Roger Wattenhofer is a full professor at the Information Technology and Electrical Engineering Department, ETH Zurich, Switzerland. He received his doctorate in Computer Science in 1998 from ETH Zurich. From 1999 to 2001 he was in the USA, first at Brown University in Providence, RI, then at Microsoft Research in Redmond, WA. He then returned to ETH Zurich, originally as an assistant professor at the Computer Science Department.

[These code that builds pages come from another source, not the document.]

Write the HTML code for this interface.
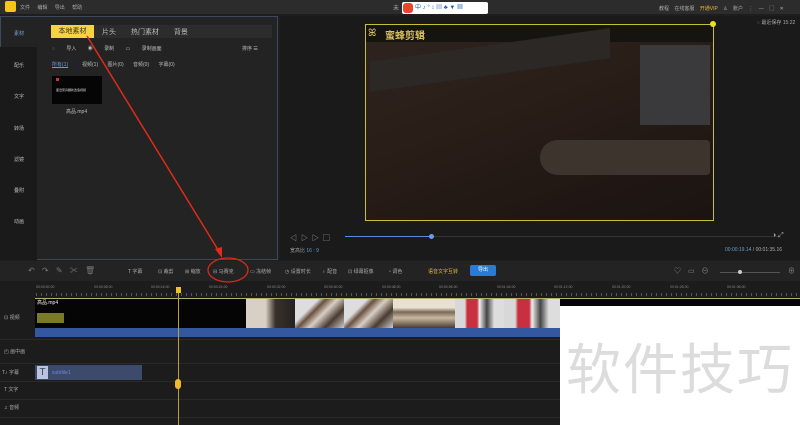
<!DOCTYPE html>
<html><head><meta charset="utf-8"><style>
*{margin:0;padding:0;box-sizing:border-box}
body{width:800px;height:425px;overflow:hidden;background:#1e1e1e;font-family:"Liberation Sans","Noto Sans CJK SC",sans-serif;color:#bbb;position:relative;font-size:5px}
.a{position:absolute}
.r{position:absolute;top:285px;font-size:3.5px;color:#888;white-space:nowrap}
.t{position:absolute;top:268px;font-size:5px;color:#aaa;white-space:nowrap}
.th{position:absolute;top:299px;height:29px}
</style></head><body>
<!-- title bar -->
<div class="a" style="left:0;top:0;width:800px;height:14px;background:#2c2c2c"></div>
<div class="a" style="left:5px;top:1px;width:11px;height:11px;background:#f5c518;border-radius:2px"></div>
<div class="a" style="left:20px;top:4px;color:#aaa;font-size:5px;word-spacing:6px">文件 编辑 导出 帮助</div>
<div class="a" style="left:393px;top:3px;color:#aaa;font-size:6px">未</div>
<div class="a" style="left:402px;top:2px;width:86px;height:12px;background:#fff;border-radius:2px;color:#1a5bb5;font-size:6px;padding-left:13px;line-height:12px">中 ♪ ° ↕ ▤ ♣ ▼ ▦</div>
<div class="a" style="left:403px;top:3px;width:10px;height:10px;background:#e8452c;border-radius:3px"></div>
<div class="a" style="left:659px;top:5px;color:#aaa;font-size:5px;word-spacing:4px">教程 在线客服 <span style="color:#e8b830">开通VIP</span> ♙ 账户 ⋮  —  ▢  ✕</div>
<!-- left sidebar -->
<div class="a" style="left:0;top:16px;width:37px;height:244px;background:#1a1a1a"></div>
<div class="a" style="left:0;top:16px;width:37px;height:31px;background:#232323;border-top:1px solid #3a4a5c;border-left:1px solid #3a4a5c"></div>
<div class="a" style="left:14px;top:30px;color:#7aa6d8">素材</div>
<div class="a" style="left:14px;top:62px">配乐</div>
<div class="a" style="left:14px;top:93px">文字</div>
<div class="a" style="left:14px;top:125px">转场</div>
<div class="a" style="left:14px;top:156px">滤镜</div>
<div class="a" style="left:14px;top:187px">叠附</div>
<div class="a" style="left:14px;top:218px">动画</div>
<!-- content panel -->
<div class="a" style="left:37px;top:16px;width:241px;height:244px;background:#232323;border:1px solid #3a4a5c;border-left:none"></div>
<div class="a" style="left:51px;top:25px;width:221px;height:13px;background:#2c2c2c"></div>
<div class="a" style="left:51px;top:25px;width:43px;height:13px;background:#f5d440;color:#333;font-size:7px;line-height:13px;text-align:center">本地素材</div>
<div class="a" style="left:102px;top:27px;font-size:7px;color:#bbb;word-spacing:13px">片头 热门素材 背景</div>
<div class="a" style="left:52px;top:45px;font-size:5px;word-spacing:10px">◌ 导入 ◉ 录制 ▭ 录制画面</div>
<div class="a" style="left:242px;top:45px;font-size:5px">排序 ☰</div>
<div class="a" style="left:52px;top:61px;font-size:5px;color:#6a9bd8;text-decoration:underline">所有(1)</div>
<div class="a" style="left:82px;top:61px;font-size:5px;word-spacing:8px">视频(1) 图片(0) 音频(0) 字幕(0)</div>
<div class="a" style="left:52px;top:76px;width:50px;height:28px;background:#050505"></div>
<div class="a" style="left:56px;top:78px;width:3px;height:3px;background:#c33"></div>
<div class="a" style="left:56px;top:88px;font-size:3px;color:#ddd">废旧家具翻新改造视频</div>
<div class="a" style="left:66px;top:108px;font-size:5px">高品.mp4</div>
<!-- preview -->
<div class="a" style="left:280px;top:16px;width:520px;height:244px;background:#1a1a1a"></div>
<div class="a" style="left:365px;top:24px;width:349px;height:197px;background:linear-gradient(160deg,#2e2420 0%,#2a1e18 40%,#221814 70%,#1a1412 100%)"></div>
<div class="a" style="left:365px;top:24px;width:349px;height:18px;background:#161410"></div>
<div class="a" style="left:370px;top:45px;width:240px;height:30px;background:#2c2826;transform:skewY(-8deg)"></div>
<div class="a" style="left:640px;top:45px;width:70px;height:80px;background:#3a3a3c"></div>
<div class="a" style="left:540px;top:140px;width:170px;height:35px;background:#3e342e;border-radius:20px 4px 4px 20px"></div>
<div class="a" style="left:365px;top:24px;width:349px;height:197px;border:1px solid #c8c030"></div>
<div class="a" style="left:710px;top:21px;width:6px;height:6px;background:#e8e020;border-radius:50%"></div>
<div class="a" style="left:385px;top:27px;font-size:10px;color:#d8c060;font-weight:bold">蜜蜂剪辑</div>
<div class="a" style="left:368px;top:28px;font-size:10px;color:#d8c060">ꕤ</div>
<div class="a" style="left:757px;top:19px;font-size:5px;color:#aaa">◌ 最近保存 15:22</div>
<div class="a" style="left:290px;top:233px;font-size:7px;color:#aaa;word-spacing:2px">◁ ▷ ▷ ▢</div>
<div class="a" style="left:345px;top:236px;width:435px;height:1px;background:#333"></div>
<div class="a" style="left:345px;top:236px;width:87px;height:1px;background:#5b8ed6"></div>
<div class="a" style="left:429px;top:234px;width:5px;height:5px;background:#6a9ee0;border-radius:50%"></div>
<div class="a" style="left:772px;top:232px;font-size:7px;color:#aaa">◑ ⤢</div>
<div class="a" style="left:290px;top:247px;font-size:5px;color:#999">宽高比 <span style="color:#6a9bd8">16 : 9</span></div>
<div class="a" style="left:725px;top:247px;font-size:5px;color:#aaa"><span style="color:#6a9bd8">00:00:19.14</span> / 00:01:35.16</div>
<!-- toolbar -->
<div class="a" style="left:0;top:261px;width:800px;height:20px;background:#232323"></div>
<div class="a" style="left:28px;top:265px;font-size:8px;color:#777;word-spacing:5px">↶ ↷ ✎ ✂ 🗑</div>
<div class="t" style="left:128px">T 字幕</div>
<div class="t" style="left:158px">⊡ 裁剪</div>
<div class="t" style="left:185px">⊞ 缩放</div>
<div class="t" style="left:213px">⊟ 马赛克</div>
<div class="t" style="left:250px">▭ 冻结帧</div>
<div class="t" style="left:285px">◷ 设置时长</div>
<div class="t" style="left:322px">♁ 配音</div>
<div class="t" style="left:348px">⊡ 绿幕抠像</div>
<div class="t" style="left:388px">◔ 调色</div>
<div class="a" style="left:428px;top:268px;font-size:5px;color:#e0b840">语音文字互转</div>
<div class="a" style="left:470px;top:265px;width:26px;height:11px;background:#2a7bd8;border-radius:2px;color:#fff;font-size:5px;text-align:center;line-height:11px">导出</div>
<div class="a" style="left:674px;top:266px;font-size:7px;color:#888;word-spacing:5px">♡ ▭ ⊖</div>
<div class="a" style="left:720px;top:272px;width:60px;height:1px;background:#555"></div>
<div class="a" style="left:738px;top:270px;width:4px;height:4px;background:#ccc;border-radius:50%"></div>
<div class="a" style="left:788px;top:266px;font-size:7px;color:#888">⊕</div>
<!-- ruler -->
<div class="a" style="left:0;top:281px;width:800px;height:16px;background:#1c1c1c"></div>
<div class="r" style="left:36px">00:00:00.00</div>
<div class="r" style="left:94px">00:00:08.00</div>
<div class="r" style="left:151px">00:00:16.00</div>
<div class="r" style="left:209px">00:00:24.00</div>
<div class="r" style="left:267px">00:00:32.00</div>
<div class="r" style="left:324px">00:00:40.00</div>
<div class="r" style="left:382px">00:00:48.00</div>
<div class="r" style="left:439px">00:00:56.00</div>
<div class="r" style="left:497px">00:01:04.00</div>
<div class="r" style="left:554px">00:01:12.00</div>
<div class="r" style="left:612px">00:01:20.00</div>
<div class="r" style="left:670px">00:01:28.00</div>
<div class="r" style="left:727px">00:01:36.00</div>
<div class="a" style="left:36px;top:293px;width:764px;height:3px;background:repeating-linear-gradient(90deg,#555 0 1px,transparent 1px 5px)"></div>
<!-- tracks -->
<div class="a" style="left:0;top:297px;width:800px;height:128px;background:#1c1c1c"></div>
<div class="a" style="left:0;top:339px;width:800px;height:1px;background:#2a2a2a"></div>
<div class="a" style="left:0;top:363px;width:800px;height:1px;background:#2a2a2a"></div>
<div class="a" style="left:0;top:381px;width:800px;height:1px;background:#2a2a2a"></div>
<div class="a" style="left:0;top:399px;width:800px;height:1px;background:#2a2a2a"></div>
<div class="a" style="left:0;top:417px;width:800px;height:1px;background:#2a2a2a"></div>
<div class="a" style="left:4px;top:314px;font-size:5px;color:#aaa">⊡ 视频</div>
<div class="a" style="left:4px;top:348px;font-size:5px;color:#aaa">◰ 画中画</div>
<div class="a" style="left:2px;top:369px;font-size:5px;color:#aaa">T♪ 字幕</div>
<div class="a" style="left:4px;top:386px;font-size:5px;color:#aaa">T 文字</div>
<div class="a" style="left:4px;top:404px;font-size:5px;color:#aaa">♫ 音频</div>
<div class="a" style="left:35px;top:298px;width:765px;height:30px;background:#050505;border-top:1px solid #b8b060"></div>
<div class="th" style="left:246px;width:49px;background:linear-gradient(90deg,#d8d0c4 0 40%,#3a302a 60%,#222 100%)"></div>
<div class="th" style="left:295px;width:49px;background:linear-gradient(135deg,#ddd 0 30%,#6a5040 40%,#d8cfc4 55%,#4a3a30 75%,#ccc 100%)"></div>
<div class="th" style="left:344px;width:49px;background:linear-gradient(135deg,#ddd 0 30%,#6a5040 40%,#d8cfc4 55%,#4a3a30 75%,#ccc 100%)"></div>
<div class="th" style="left:393px;width:62px;background:linear-gradient(180deg,#e8e0d0 0 30%,#7a6a58 45%,#c8b8a0 65%,#4a3a30 100%)"></div>
<div class="th" style="left:455px;width:49px;background:linear-gradient(90deg,#d8d8d8 0 20%,#c83040 25% 45%,#eee 50%,#444 65%,#ddd 80%)"></div>
<div class="th" style="left:504px;width:56px;background:linear-gradient(90deg,#d8d8d8 0 20%,#c83040 25% 45%,#eee 50%,#444 65%,#ddd 80%)"></div>
<div class="a" style="left:37px;top:299px;font-size:5px;color:#eee">高品.mp4</div>
<div class="a" style="left:37px;top:313px;width:27px;height:10px;background:#7a7a28"></div>
<div class="a" style="left:35px;top:328px;width:765px;height:9px;background:#3358a0"></div>
<div class="a" style="left:35px;top:365px;width:107px;height:15px;background:#3c4a6c"></div>
<div class="a" style="left:37px;top:366px;width:11px;height:13px;background:#b8c4e0;color:#445;font-size:10px;line-height:13px;text-align:center">T</div>
<div class="a" style="left:52px;top:370px;font-size:5px;color:#6a8bd8">subtitle1</div>
<div class="a" style="left:178px;top:288px;width:1px;height:137px;background:#b8a040"></div>
<div class="a" style="left:176px;top:287px;width:5px;height:6px;background:#f0c030"></div>
<div class="a" style="left:175px;top:379px;width:6px;height:10px;background:#f0b830;border-radius:3px"></div>
<!-- watermark -->
<div class="a" style="left:560px;top:306px;width:240px;height:119px;background:#fff"></div>
<div class="a" style="left:566px;top:330px;font-size:55px;color:#dcdcdc;font-family:'Noto Sans CJK SC',sans-serif;line-height:70px;letter-spacing:2px">软件技巧</div>
<!-- annotation -->
<svg class="a" style="left:0;top:0" width="800" height="425">
<line x1="87" y1="36" x2="220" y2="253" stroke="#e02a1a" stroke-width="1.5"/>
<polygon points="222,258 215,249 222,247" fill="#e02a1a"/>
<ellipse cx="228" cy="270" rx="20" ry="12" fill="none" stroke="#d82a1a" stroke-width="1.3"/>
</svg>
</body></html>
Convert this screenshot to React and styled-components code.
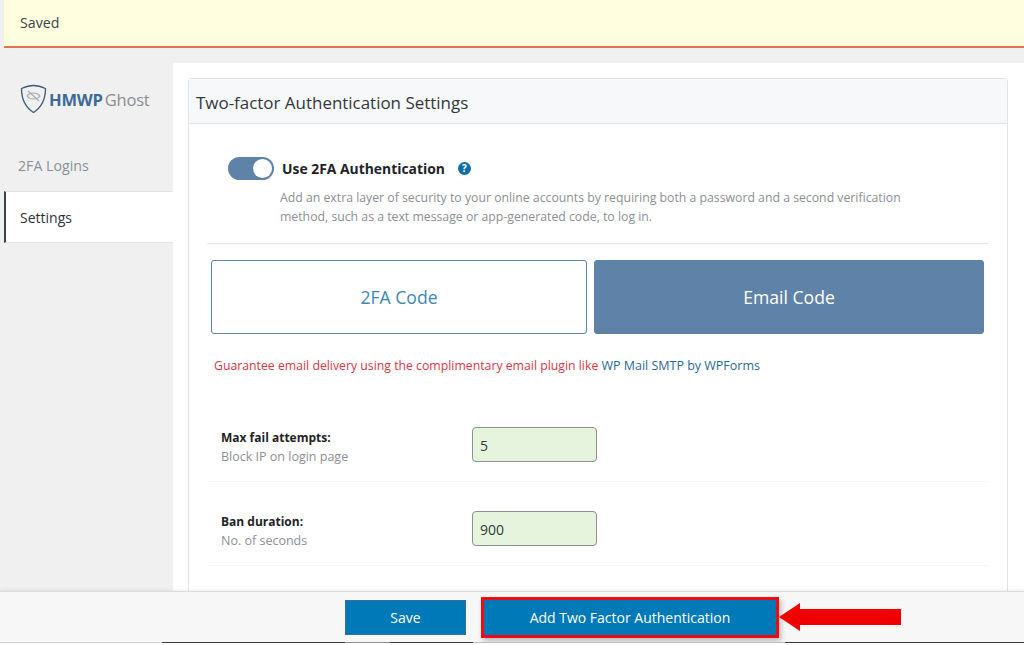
import React from "react";
import styled, { createGlobalStyle } from "styled-components";

const GlobalStyle = createGlobalStyle`
  html, body {
    margin: 0;
    padding: 0;
    background: #fff;
    font-family: "Open Sans", "Noto Sans", sans-serif;
    overflow: hidden;
  }
  * { box-sizing: border-box; }
`;

const Page = styled.div`
  position: relative;
  width: 1024px;
  height: 645px;
  padding-left: 4px;
  background: #f0f0f1;
  overflow: hidden;
`;

const Notice = styled.div`
  height: 48px;
  padding: 14px 16px 0;
  background: #ffffe0;
  border-bottom: 2px solid #e2714f;
  font-size: 14.2px;
  line-height: 18px;
  color: #3c434a;
`;

const Columns = styled.div`
  display: flex;
  margin-top: 15px;
`;

const SideBar = styled.aside`
  width: 169px;
  flex: none;
`;

const Logo = styled.div`
  display: flex;
  align-items: center;
  height: 46px;
  margin-top: 13px;
  margin-bottom: 17px;
  padding-left: 16px;
  gap: 2px;
  font-size: 16.5px;
  letter-spacing: -0.2px;
`;

const LogoBlue = styled.b`
  color: #3d6a99;
  font-weight: 700;
`;

const LogoGrey = styled.span`
  color: #8a8d90;
`;

const NavItem = styled.div`
  display: flex;
  align-items: center;
  height: 52px;
  padding-left: ${(p) => (p.$active ? "14px" : "12px")};
  font-size: ${(p) => (p.$active ? "14px" : "14.2px")};
  color: ${(p) => (p.$active ? "#2c3338" : "#8c8f94")};
  background: ${(p) => (p.$active ? "#fff" : "transparent")};
  border-left: 2px solid ${(p) => (p.$active ? "#3a4450" : "transparent")};
  border-top: 1px solid ${(p) => (p.$active ? "#e4e4e4" : "transparent")};
  border-bottom: 1px solid ${(p) => (p.$active ? "#e4e4e4" : "transparent")};
`;

const Main = styled.main`
  flex: 1;
  height: 580px;
  padding: 15px 17px 0 15px;
  background: #fff;
`;

const Card = styled.section`
  height: 560px;
  border: 1px solid #e2e4e7;
  border-radius: 3px;
`;

const CardHeader = styled.h3`
  height: 45px;
  margin: 0;
  padding: 12px 7px 0;
  background: #f6f8f9;
  border-bottom: 1px solid #e2e4e7;
  font-size: 16.95px;
  line-height: 23px;
  font-weight: 400;
  color: #32373c;
`;

const CardBody = styled.div`
  padding: 33px 19px 0 18px;
`;

const SwitchRow = styled.div`
  display: flex;
  align-items: center;
  padding-left: 21px;
  height: 22px;
`;

const Track = styled.span`
  position: relative;
  display: block;
  width: 46px;
  height: 23px;
  border-radius: 12px;
  background: #5f82a8;
`;

const Knob = styled.span`
  position: absolute;
  top: 2px;
  right: 2px;
  width: 19px;
  height: 19px;
  border-radius: 50%;
  background: #fff;
`;

const SwitchLabel = styled.span`
  margin-left: 8px;
  font-size: 13.9px;
  font-weight: 700;
  color: #1d2327;
`;

const HelpBadge = styled.span`
  display: flex;
  align-items: center;
  justify-content: center;
  width: 13px;
  height: 13px;
  margin-left: 13px;
  border-radius: 50%;
  background: #0e6ea8;
  color: #fff;
  font-size: 10px;
  font-weight: 700;
`;

const Description = styled.p`
  margin: 9px 0 0 73px;
  width: 630px;
  font-size: 12.28px;
  line-height: 19px;
  color: #8c8f94;
`;

const Divider = styled.hr`
  margin: 17px 0 0;
  border: 0;
  border-top: 1px solid #e3e5e8;
`;

const Tabs = styled.div`
  display: flex;
  gap: 7px;
  margin: 16px 4px 0;
`;

const Tab = styled.div`
  display: flex;
  align-items: center;
  justify-content: center;
  width: ${(p) => (p.$active ? "390px" : "376px")};
  height: 74px;
  border: 1px solid #5f82a8;
  border-radius: 3px;
  font-size: 17.6px;
  color: ${(p) => (p.$active ? "#fff" : "#3d87b8")};
  background: ${(p) => (p.$active ? "#5f82a8" : "#fff")};
`;

const Warning = styled.p`
  margin: 23px 0 0 7px;
  font-size: 12.27px;
  line-height: 18px;
  color: #dc3545;
`;

const PluginLink = styled.a`
  font-size: 12.49px;
  color: #1f6a9a;
`;

const FieldRow = styled.div`
  display: flex;
  padding-left: 14px;
  border-bottom: 1px solid #f6f6f6;
  margin-top: ${(p) => (p.$first ? "53px" : "0")};
  padding-top: ${(p) => (p.$first ? "0" : "30px")};
  height: ${(p) => (p.$first ? "54px" : "84px")};
`;

const FieldText = styled.div`
  width: 251px;
  flex: none;
`;

const FieldTitle = styled.div`
  font-size: 12px;
  line-height: 20px;
  font-weight: 700;
  color: #1d2327;
`;

const FieldHint = styled.div`
  font-size: 12.5px;
  line-height: 18px;
  color: #8c8f94;
`;

const NumberInput = styled.input`
  width: 125px;
  height: 35px;
  margin-top: -1px;
  padding: 1px 7px 0;
  border: 1px solid #8c8f94;
  border-radius: 4px;
  background: #e6f4dd;
  font-family: inherit;
  font-size: 14px;
  color: #32373c;
`;

const Footer = styled.footer`
  position: absolute;
  left: 0;
  right: 0;
  top: 591px;
  height: 51px;
  display: flex;
  align-items: center;
  padding-left: 345px;
  background: #f7f7f7;
  border-top: 1px solid #dcdcdc;
  box-shadow: 0 -1px 3px rgba(0, 0, 0, 0.08);
`;

const SaveButton = styled.button`
  width: 121px;
  height: 35px;
  border: 1px solid #3d6a99;
  background: #0079b8;
  color: #fff;
  font-family: inherit;
  font-size: 14px;
`;

const AddButton = styled(SaveButton)`
  width: 298px;
  height: 41px;
  margin-left: 15px;
  border: 3px solid #f00a14;
  box-shadow: 2px 3px 5px rgba(0, 0, 0, 0.25);
`;

const Arrow = styled.svg`
  display: block;
  flex: none;
`;

const BottomEdge = styled.div`
  position: absolute;
  left: 0;
  right: 0;
  top: 642px;
  height: 3px;
  background: linear-gradient(
      90deg,
      #d4d4d4 0 162px,
      #3a3a3a 162px 345px,
      #8e8e8e 345px 390px,
      #3a3a3a 390px 473px,
      #bdbdbd 473px 785px,
      #3a3a3a 785px
    )
    top / 100% 1px no-repeat #fff;
`;

export default function App() {
  return (
    <Page>
      <GlobalStyle />
      <Notice>Saved</Notice>
      <Columns>
        <SideBar>
          <Logo>
            <svg width="27" height="30" viewBox="0 0 27 30" fill="none">
              <path d="M1.5 4.5 C6 2.5 9 1.5 13.5 1.5 C18 1.5 21 2.5 25.5 4.5 C25.5 14 22 23 13.5 28.5 C5 23 1.5 14 1.5 4.5 Z" stroke="#3f5a78" strokeWidth="1.3" />
              <path d="M7 12 C10 8 17 8 20 12 C17 16 10 16 7 12 Z" stroke="#a9adb1" strokeWidth="1.2" />
              <path d="M8 7 L19 17" stroke="#a9adb1" strokeWidth="1.2" />
            </svg>
            <LogoBlue>HMWP</LogoBlue>
            <LogoGrey>Ghost</LogoGrey>
          </Logo>
          <NavItem>2FA Logins</NavItem>
          <NavItem $active>Settings</NavItem>
        </SideBar>
        <Main>
          <Card>
            <CardHeader>Two-factor Authentication Settings</CardHeader>
            <CardBody>
              <SwitchRow>
                <Track><Knob /></Track>
                <SwitchLabel>Use 2FA Authentication</SwitchLabel>
                <HelpBadge>?</HelpBadge>
              </SwitchRow>
              <Description>
                Add an extra layer of security to your online accounts by requiring both a password and a second verification method, such as a text message or app-generated code, to log in.
              </Description>
              <Divider />
              <Tabs>
                <Tab>2FA Code</Tab>
                <Tab $active>Email Code</Tab>
              </Tabs>
              <Warning>
                Guarantee email delivery using the complimentary email plugin like <PluginLink>WP Mail SMTP by WPForms</PluginLink>
              </Warning>
              <FieldRow $first>
                <FieldText>
                  <FieldTitle>Max fail attempts:</FieldTitle>
                  <FieldHint>Block IP on login page</FieldHint>
                </FieldText>
                <NumberInput defaultValue="5" />
              </FieldRow>
              <FieldRow>
                <FieldText>
                  <FieldTitle>Ban duration:</FieldTitle>
                  <FieldHint>No. of seconds</FieldHint>
                </FieldText>
                <NumberInput defaultValue="900" />
              </FieldRow>
            </CardBody>
          </Card>
        </Main>
      </Columns>
      <Footer>
        <SaveButton>Save</SaveButton>
        <AddButton>Add Two Factor Authentication</AddButton>
        <Arrow width="122" height="28" viewBox="0 0 122 28">
          <path d="M0 14 L21 0 V6 H122 V22 H21 V28 Z" fill="#f00000" />
        </Arrow>
      </Footer>
      <BottomEdge />
    </Page>
  );
}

Roger Wattenhofer's research interests are a variety of algorithmic and systems aspects in computer science and information technology, currently in particular wireless networks, wide area networks, mobile systems, social networks, and physical algorithms. He publishes in different communities: distributed computing (e.g., PODC, SPAA, DISC), networking (e.g., SIGCOMM, MobiCom, SenSys), or theory (e.g., STOC, FOCS, SODA, ICALP). 


Abstract
Researchers in wireless multi-hop networks are used to studying some of the prevalent technical difficulties in networking. Without a dependable fixed infrastructure, challenges such unreliable wireless communication must be investigated in their purest form. As a consequence, one learns a great deal about the theoretical principles of networking when examining wireless sensor networks. In my talk I will present a few exciting research questions that I learned when studying sensor networks: I will discuss how practical network dynamics lead to the theory of distributed complexity, why multi-hop clock synchronization is unexpectedly difficult both in theory and practice, and what difference it makes to assume a more accurate wireless model.